This question was recently sent in by a customer, re-posting here for the community:
We are rolling out Splunk for managing the entire IT Infrastructure. Until now we've used it for the Security team (using the Enterprise Security app) and more recently we've brought in OS health from our AD servers using universal forwarders and the Windows Infrastructure app. So far, Splunk is really helping out.
What I want to do is analyze the traffic flows between several network devices: Juniper VPN, managed switches, Cisco routers, F5 load balancers, and the virtual switches in our VMware environment.
In particular I'm looking to identify top talkers and want to be alerted when a network link is approaching full capacity. When a switch port is experiencing degraded service, I want to know which servers and applications are affected.

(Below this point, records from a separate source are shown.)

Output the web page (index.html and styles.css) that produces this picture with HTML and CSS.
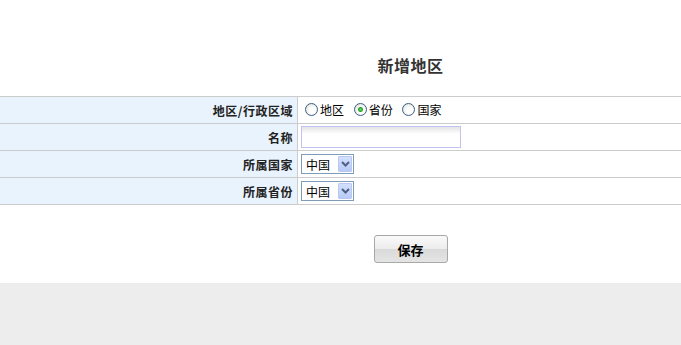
FILE: index.html
```html
<!DOCTYPE html>
<html lang="zh-CN">
<head>
    <meta charset="UTF-8">
    <title>新增地区</title>
    <link rel="stylesheet" href="styles.css">
</head>
<body>
    <div class="page">
        <h2 class="title">新增地区</h2>

        <table class="form-table">
            <tr>
                <td class="label">地区/行政区域</td>
                <td class="value">
                    <label class="radio"><input type="radio" name="level">地区</label>
                    <label class="radio"><input type="radio" name="level" checked>省份</label>
                    <label class="radio"><input type="radio" name="level">国家</label>
                </td>
            </tr>
            <tr>
                <td class="label">名称</td>
                <td class="value"><input type="text" class="text-input"></td>
            </tr>
            <tr>
                <td class="label">所属国家</td>
                <td class="value">
                    <span class="select-wrap">
                        <select><option>中国</option></select>
                        <span class="select-arrow">
                            <svg width="9" height="6" viewBox="0 0 9 6"><path d="M1 1 L4.5 4.5 L8 1" fill="none" stroke="#4d6185" stroke-width="2"/></svg>
                        </span>
                    </span>
                </td>
            </tr>
            <tr>
                <td class="label">所属省份</td>
                <td class="value">
                    <span class="select-wrap">
                        <select><option>中国</option></select>
                        <span class="select-arrow">
                            <svg width="9" height="6" viewBox="0 0 9 6"><path d="M1 1 L4.5 4.5 L8 1" fill="none" stroke="#4d6185" stroke-width="2"/></svg>
                        </span>
                    </span>
                </td>
            </tr>
        </table>

        <div class="actions">
            <button type="button">保存</button>
        </div>
    </div>
</body>
</html>
```

FILE: styles.css
```css
body {
    margin: 0;
    background-color: #ededed;
    font-family: "Noto Sans CJK SC", "DejaVu Sans", sans-serif;
    font-size: 12px;
    color: #000;
}

.page {
    height: 283px;
    background-color: #fff;
}

.title {
    margin: 0;
    padding: 55px 0 0 140px;
    height: 96px;
    box-sizing: border-box;
    line-height: 20px;
    font-size: 16px;
    font-weight: bold;
    letter-spacing: 0.5px;
    color: #333;
    text-align: center;
}

.form-table {
    width: 100%;
    border-collapse: separate;
    border-spacing: 0;
    border-top: 1px solid #cccccc;
}

.form-table td {
    height: 26px;
    padding: 0;
    border-bottom: 1px solid #cccccc;
    vertical-align: middle;
}

.form-table .label {
    width: 298px;
    box-sizing: border-box;
    padding-right: 4px;
    background-color: #e8f3fd;
    border-right: 1px solid #cccccc;
    text-align: right;
    font-weight: bold;
    letter-spacing: 0.5px;
    color: #222;
}

.form-table .value {
    padding-left: 3px;
}

.radio {
    display: inline-flex;
    align-items: center;
    margin-right: 3px;
}

.radio input {
    appearance: none;
    width: 13px;
    height: 13px;
    margin: 0 2px 0 4px;
    border: 1px solid #3a5f86;
    border-radius: 50%;
    box-sizing: border-box;
    background: radial-gradient(circle at 60% 60%, #ffffff 30%, #d8d8d0 100%);
}

.radio input:checked {
    background:
        radial-gradient(circle, #6fe06f 0, #21a121 2px, transparent 3px),
        radial-gradient(circle at 60% 60%, #ffffff 30%, #d8d8d0 100%);
}

.text-input {
    width: 160px;
    height: 22px;
    box-sizing: border-box;
    margin: 0;
    border: 1px solid #c3c3f3;
    background: linear-gradient(#e4e4e4, #ffffff 7px);
    outline: none;
    vertical-align: middle;
}

.select-wrap {
    position: relative;
    display: inline-block;
    vertical-align: middle;
}

.select-wrap select {
    appearance: none;
    width: 53px;
    height: 20px;
    margin: 0;
    padding: 0 0 0 4px;
    border: 1px solid #7f9db9;
    border-radius: 0;
    background-color: #fff;
    font-family: inherit;
    font-size: 12px;
    color: #000;
    display: block;
}

.select-arrow {
    position: absolute;
    top: 2px;
    right: 2px;
    width: 14px;
    height: 16px;
    box-sizing: border-box;
    border: 1px solid #b7c9f2;
    border-radius: 1px;
    background: linear-gradient(#d3e0fd, #b8cbf7);
    display: flex;
    align-items: center;
    justify-content: center;
    pointer-events: none;
}

.actions {
    padding: 30px 0 0 140px;
    text-align: center;
}

button {
    width: 74px;
    height: 28px;
    border: 1px solid #a8a8a8;
    border-radius: 3px;
    background: linear-gradient(#fafafa, #ececec 50%, #dadada 51%, #e4e4e4);
    font-family: inherit;
    font-size: 13px;
    font-weight: bold;
    color: #000;
    cursor: pointer;
}
```
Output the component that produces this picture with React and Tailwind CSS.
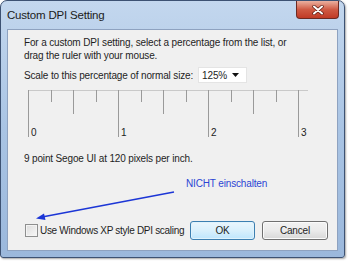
import React from "react";

const TICKS = Array.from({ length: 13 }, (_, i) => i);

function Ruler() {
    return (
        <svg width="290" height="50" className="block ml-[3px]">
            <line x1="1" y1="0.5" x2="281" y2="0.5" stroke="#c9c9c9" strokeWidth="1" />
            {TICKS.map((i) => {
                const x = Math.round(1 + i * 22.5) + 0.5;
                const h = i % 4 === 0 ? 47 : i % 2 === 0 ? 24 : 12;
                return <line key={i} x1={x} y1="0" x2={x} y2={h} stroke="#9a9a9a" strokeWidth="1" />;
            })}
            {[0, 1, 2, 3].map((n) => (
                <text key={n} x={n * 90 + 4} y="46" fontSize="10" fill="#222" fontFamily="Liberation Sans, Arial, sans-serif">
                    {n}
                </text>
            ))}
        </svg>
    );
}

export default function App() {
    return (
        <div className="relative w-[349px] h-[261px] bg-white overflow-hidden font-['Liberation_Sans',Arial,sans-serif]">
            <div className="w-[345px] h-[258px] rounded-t-[7px] rounded-b-[3px] border border-[#3d5273] bg-gradient-to-b from-[#c3d7ee] via-[#a9c4e4] to-[#9bb8dc] flex flex-col shadow-[1px_1px_2px_rgba(0,0,0,0.35)]">
                <div className="h-[28px] flex items-start justify-between pl-[6px]">
                    <div className="pt-[6px] text-[11.5px] text-[#1b1b1b] tracking-[-0.2px]">Custom DPI Setting</div>
                    <div className="mr-[5px] w-[43px] h-[18px] rounded-b-[4px] border border-t-0 border-[#6d2a22] bg-gradient-to-b from-[#eab0a0] via-[#cf5a44] to-[#c03a26] flex items-center justify-center">
                        <svg width="12" height="10" viewBox="0 0 12 10">
                            <path d="M2 1.5 L10 8.5 M10 1.5 L2 8.5" stroke="#5a1a12" strokeWidth="3.4" strokeLinecap="round" />
                            <path d="M2 1.5 L10 8.5 M10 1.5 L2 8.5" stroke="#ffffff" strokeWidth="2" strokeLinecap="round" />
                        </svg>
                    </div>
                </div>
                <div className="flex-1 mx-[6px] mb-[6px] bg-[#f0f0f0] border border-[#8ea2c0] pl-[16px] pr-[9px] text-[10px] tracking-[-0.15px] text-[#1e1e1e] flex flex-col">
                    <p className="pt-[6px] leading-[13px]">
                        For a custom DPI setting, select a percentage from the list, or
                        <br />
                        drag the ruler with your mouse.
                    </p>
                    <div className="mt-[5px] flex items-center h-[16px]">
                        <span className="whitespace-nowrap">Scale to this percentage of normal size:</span>
                        <div className="ml-[5px] w-[49px] h-[16px] bg-white border border-[#e4e4e4] flex items-center justify-between pl-[3px] pr-[7px]">
                            <span>125%</span>
                            <svg width="7" height="4" viewBox="0 0 7 4">
                                <path d="M0 0 L7 0 L3.5 4 Z" fill="#111" />
                            </svg>
                        </div>
                    </div>
                    <div className="mt-[7px]">
                        <Ruler />
                    </div>
                    <p className="mt-[12px] leading-[13px]">9 point Segoe UI at 120 pixels per inch.</p>
                    <p className="mt-[12px] ml-[162px] leading-[13px] text-[#2c44d4]">NICHT einschalten</p>
                    <div className="mt-[31px] flex items-center">
                        <div className="shrink-0 ml-[1px] w-[13px] h-[13px] border border-[#8e8f8f] bg-gradient-to-br from-[#dcdcdc] to-[#f8f8f8] shadow-[inset_0_0_0_1px_#f4f4f4]" />
                        <span className="ml-[2px] whitespace-nowrap tracking-[-0.3px]">Use Windows XP style DPI scaling</span>
                        <button className="shrink-0 ml-auto w-[65px] h-[19px] rounded-[3px] border border-[#3c7fb1] bg-gradient-to-b from-[#eaf6fd] via-[#d9f0fc] to-[#bee6fd] shadow-[inset_0_0_0_1px_#e0f3fc] text-[10px] text-[#1e1e1e]">
                            OK
                        </button>
                        <button className="shrink-0 ml-[7px] w-[66px] h-[19px] rounded-[3px] border border-[#707070] bg-gradient-to-b from-[#f2f2f2] via-[#ebebeb] to-[#d8d8d8] shadow-[inset_0_0_0_1px_#fbfbfb] text-[10px] text-[#1e1e1e]">
                            Cancel
                        </button>
                    </div>
                </div>
            </div>
            <svg className="absolute inset-0 pointer-events-none" width="349" height="261">
                <path d="M174 192 L42 217" stroke="#1c36d6" strokeWidth="1.6" fill="none" />
                <path d="M36 218.5 L44 213.5 L45.5 220 Z" fill="#1c36d6" />
            </svg>
        </div>
    );
}
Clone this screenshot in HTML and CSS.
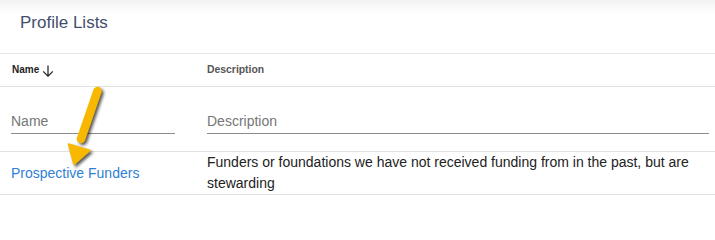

I know there are other products out there that will do this, but those tools only look at the network. I'd prefer to put this functionality into Splunk as part of our tools consolidation process. What are my options?
First, there are a number of Splunk Apps that will help you bring in and visualized information from the devices you mentioned. I'd start there, using the appropriate F5, Juniper, and Cisco apps. All are on http://splunkbase.splunk.com
Those apps won't help with the end-to-end monitoring you're asking about (which I'll get to as well) but what they will do is provide deeper insight into the operation of those different products.
Most (or all) of those devices also support sending information via syslog. Typically this will include hardware level events, logs of configuration changes, and so on. This is generally low volume data but worth looking at. I'd certainly want Splunk to open a ServiceNow ticket whenever a device reports a fan failure or loss of a redundant power supply!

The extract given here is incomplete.